• _Records for processing_
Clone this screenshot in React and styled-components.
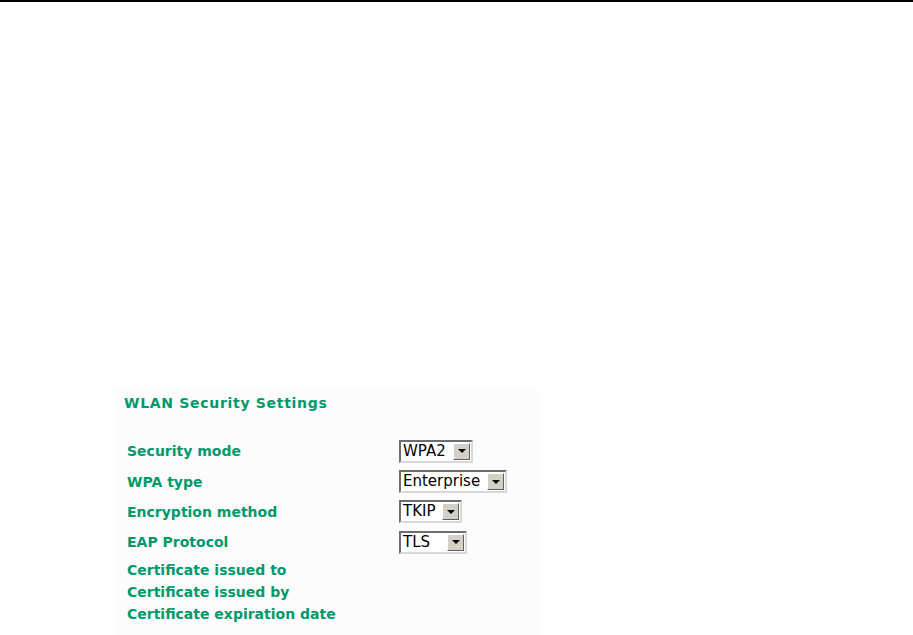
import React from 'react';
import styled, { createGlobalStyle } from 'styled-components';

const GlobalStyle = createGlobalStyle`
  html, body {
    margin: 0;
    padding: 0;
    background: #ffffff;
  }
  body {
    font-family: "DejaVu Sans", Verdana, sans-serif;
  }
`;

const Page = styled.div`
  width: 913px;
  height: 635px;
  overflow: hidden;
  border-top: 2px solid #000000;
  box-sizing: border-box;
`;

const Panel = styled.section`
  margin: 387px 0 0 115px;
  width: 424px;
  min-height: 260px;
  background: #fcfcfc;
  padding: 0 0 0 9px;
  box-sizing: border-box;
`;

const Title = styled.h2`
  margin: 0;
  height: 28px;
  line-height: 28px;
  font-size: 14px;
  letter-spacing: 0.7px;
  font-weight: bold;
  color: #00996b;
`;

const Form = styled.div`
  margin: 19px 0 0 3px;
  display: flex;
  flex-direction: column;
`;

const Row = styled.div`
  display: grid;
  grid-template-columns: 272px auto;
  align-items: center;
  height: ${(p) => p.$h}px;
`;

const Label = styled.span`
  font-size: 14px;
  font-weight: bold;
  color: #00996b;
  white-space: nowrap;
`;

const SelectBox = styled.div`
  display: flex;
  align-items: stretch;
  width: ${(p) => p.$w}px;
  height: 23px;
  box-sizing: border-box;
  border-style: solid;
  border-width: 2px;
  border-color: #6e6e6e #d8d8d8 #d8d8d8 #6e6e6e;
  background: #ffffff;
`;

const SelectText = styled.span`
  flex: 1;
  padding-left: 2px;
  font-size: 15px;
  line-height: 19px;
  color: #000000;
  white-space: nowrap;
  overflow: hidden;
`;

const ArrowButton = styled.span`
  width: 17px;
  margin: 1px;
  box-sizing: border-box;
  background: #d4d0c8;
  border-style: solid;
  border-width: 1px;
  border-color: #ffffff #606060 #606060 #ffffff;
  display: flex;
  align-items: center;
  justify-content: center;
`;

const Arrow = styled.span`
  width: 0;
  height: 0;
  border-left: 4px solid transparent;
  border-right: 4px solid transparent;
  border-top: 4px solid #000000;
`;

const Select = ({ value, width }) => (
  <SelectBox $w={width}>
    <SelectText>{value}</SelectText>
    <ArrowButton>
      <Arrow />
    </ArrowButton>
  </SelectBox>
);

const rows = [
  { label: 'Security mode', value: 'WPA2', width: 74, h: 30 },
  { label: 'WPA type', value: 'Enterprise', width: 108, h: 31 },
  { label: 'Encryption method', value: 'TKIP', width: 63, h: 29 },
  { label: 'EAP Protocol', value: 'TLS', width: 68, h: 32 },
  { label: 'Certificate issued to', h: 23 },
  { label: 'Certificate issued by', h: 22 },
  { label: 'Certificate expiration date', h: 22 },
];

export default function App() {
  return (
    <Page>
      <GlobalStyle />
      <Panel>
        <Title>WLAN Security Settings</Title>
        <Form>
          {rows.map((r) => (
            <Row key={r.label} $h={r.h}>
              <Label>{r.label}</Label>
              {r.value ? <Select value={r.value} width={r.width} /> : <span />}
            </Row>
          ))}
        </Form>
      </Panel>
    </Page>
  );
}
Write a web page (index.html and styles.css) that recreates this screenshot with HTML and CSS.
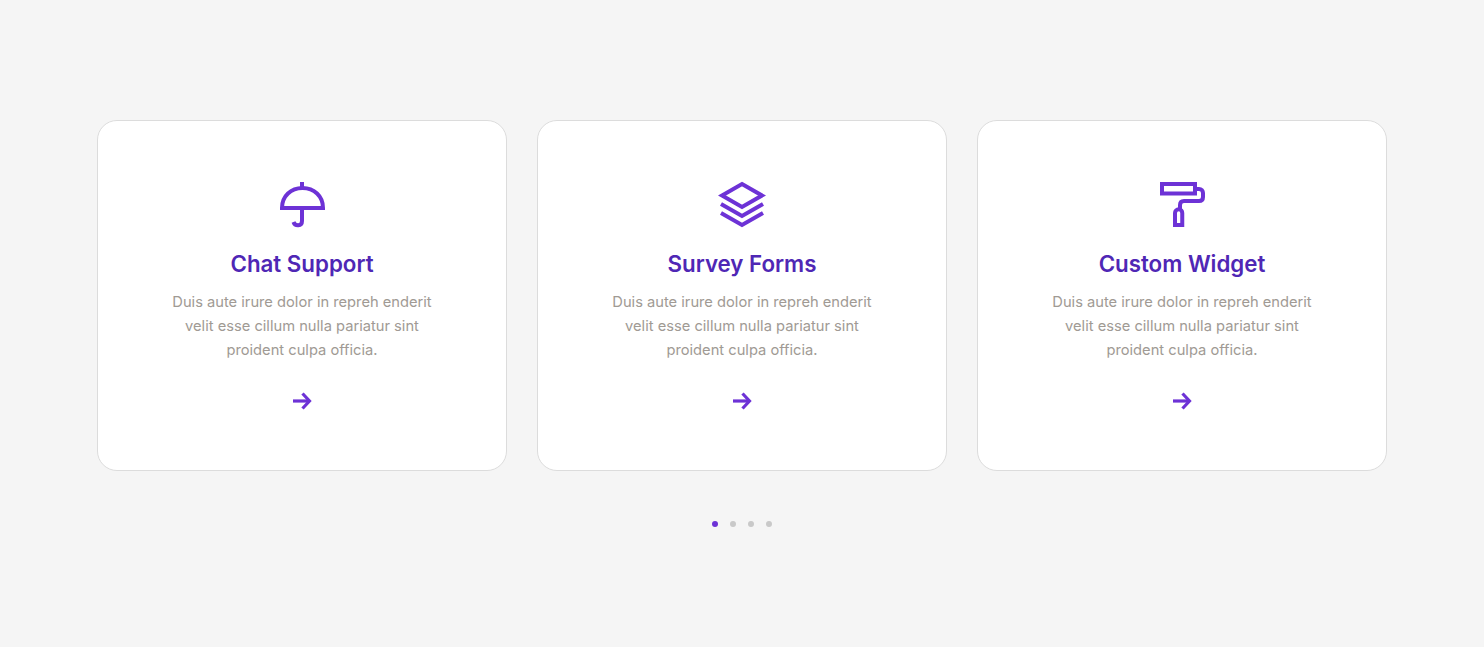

• _Requirements_
Nothing but the pictures may be dropped; output the records above exactly.

• _Reply_
Clone this screenshot in React and styled-components.
import React from 'react';
import styled, { createGlobalStyle } from 'styled-components';

const GlobalStyle = createGlobalStyle`
  html, body {
    margin: 0;
    padding: 0;
    background: #ffffff;
  }
  body {
    font-family: "DejaVu Sans", Verdana, sans-serif;
  }
`;

const Page = styled.div`
  width: 913px;
  height: 635px;
  overflow: hidden;
  border-top: 2px solid #000000;
  box-sizing: border-box;
`;

const Panel = styled.section`
  margin: 387px 0 0 115px;
  width: 424px;
  min-height: 260px;
  background: #fcfcfc;
  padding: 0 0 0 9px;
  box-sizing: border-box;
`;

const Title = styled.h2`
  margin: 0;
  height: 28px;
  line-height: 28px;
  font-size: 14px;
  letter-spacing: 0.7px;
  font-weight: bold;
  color: #00996b;
`;

const Form = styled.div`
  margin: 19px 0 0 3px;
  display: flex;
  flex-direction: column;
`;

const Row = styled.div`
  display: grid;
  grid-template-columns: 272px auto;
  align-items: center;
  height: ${(p) => p.$h}px;
`;

const Label = styled.span`
  font-size: 14px;
  font-weight: bold;
  color: #00996b;
  white-space: nowrap;
`;

const SelectBox = styled.div`
  display: flex;
  align-items: stretch;
  width: ${(p) => p.$w}px;
  height: 23px;
  box-sizing: border-box;
  border-style: solid;
  border-width: 2px;
  border-color: #6e6e6e #d8d8d8 #d8d8d8 #6e6e6e;
  background: #ffffff;
`;

const SelectText = styled.span`
  flex: 1;
  padding-left: 2px;
  font-size: 15px;
  line-height: 19px;
  color: #000000;
  white-space: nowrap;
  overflow: hidden;
`;

const ArrowButton = styled.span`
  width: 17px;
  margin: 1px;
  box-sizing: border-box;
  background: #d4d0c8;
  border-style: solid;
  border-width: 1px;
  border-color: #ffffff #606060 #606060 #ffffff;
  display: flex;
  align-items: center;
  justify-content: center;
`;

const Arrow = styled.span`
  width: 0;
  height: 0;
  border-left: 4px solid transparent;
  border-right: 4px solid transparent;
  border-top: 4px solid #000000;
`;

const Select = ({ value, width }) => (
  <SelectBox $w={width}>
    <SelectText>{value}</SelectText>
    <ArrowButton>
      <Arrow />
    </ArrowButton>
  </SelectBox>
);

const rows = [
  { label: 'Security mode', value: 'WPA2', width: 74, h: 30 },
  { label: 'WPA type', value: 'Enterprise', width: 108, h: 31 },
  { label: 'Encryption method', value: 'TKIP', width: 63, h: 29 },
  { label: 'EAP Protocol', value: 'TLS', width: 68, h: 32 },
  { label: 'Certificate issued to', h: 23 },
  { label: 'Certificate issued by', h: 22 },
  { label: 'Certificate expiration date', h: 22 },
];

export default function App() {
  return (
    <Page>
      <GlobalStyle />
      <Panel>
        <Title>WLAN Security Settings</Title>
        <Form>
          {rows.map((r) => (
            <Row key={r.label} $h={r.h}>
              <Label>{r.label}</Label>
              {r.value ? <Select value={r.value} width={r.width} /> : <span />}
            </Row>
          ))}
        </Form>
      </Panel>
    </Page>
  );
}
Write a web page (index.html and styles.css) that recreates this screenshot with HTML and CSS.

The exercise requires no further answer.